DataFilterStats Class

The DataFilterStats class tracks filtering statistics:

@dataclass
class DataFilterStats:
    # Row counts
    original_ts_rows: int
    original_events_rows: int
    ts_rows_after_date_filter: int
    events_rows_after_date_filter: int
    ts_rows_in_trips: int
    events_rows_in_trips: int
    final_ts_rows: int
    final_events_rows: int
    
    # Data range
    data_start: str
    data_end: str
    data_days: int
    
    # Filter settings
    trips_filtered: bool
    start_date_filter: str
    end_date_filter: str
    
    def to_dict(self) -> dict
    def print_summary(self)

Trip Data Format

The trip duration file (DATA/Final_List_Trip_Duration.csv) must have:

Trip_Start: Trip start datetime
Trip_End: Trip end datetime

Example:

Trip_Start,Trip_End
2024-03-15 08:00:00,2024-03-15 16:00:00
2024-05-20 00:00:00,2024-05-22 12:00:00

Default Paths

DEFAULT_TS_PATH = 'DATA/03LIC_1071_JAN_2026.parquet'
DEFAULT_EVENTS_PATH = 'DATA/df_df_events_1071_export.csv'
DEFAULT_TRIP_PATH = 'DATA/Final_List_Trip_Duration.csv'
DEFAULT_KG_PATH = 'DATA/03LIC1071_PropaneLoop_0426.csv'

Example Output

When verbose=True:

📊 Data Filtering Summary:
   Original rows: 1,737,586 ts, 1,947,510 events
   Date range filter: 2025-01-01 to 2025-06-30
   After date filter: 242,613 ts, 92,214 events
   Rows removed (in trips): 8,994 ts, 20,302 events
   Final rows for analysis: 233,619 ts, 71,912 events
   Data range: 2025-01-01 to 2025-06-23 (173 days)

Important Notes

No 1.5 hour offset: The df_df_events_1071_export.csv file does NOT need timestamp adjustment.
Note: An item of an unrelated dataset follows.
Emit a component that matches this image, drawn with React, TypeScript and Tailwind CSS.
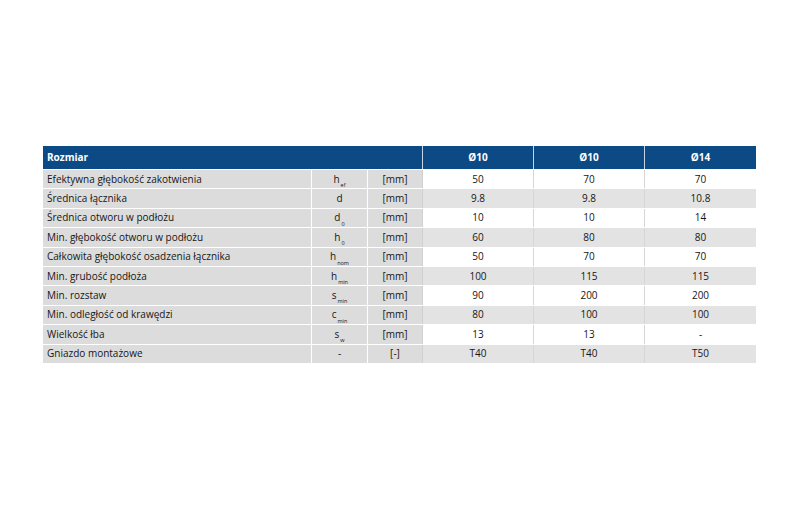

The offset was only required for raw parquet files in events_1071/ folder.
Trip filtering is recommended: Always enable trip filtering for analysis to avoid including abnormal plant states.
Date range filtering: Recommended to focus on recent data (e.g., last 6 months or year) as process dynamics may change over time.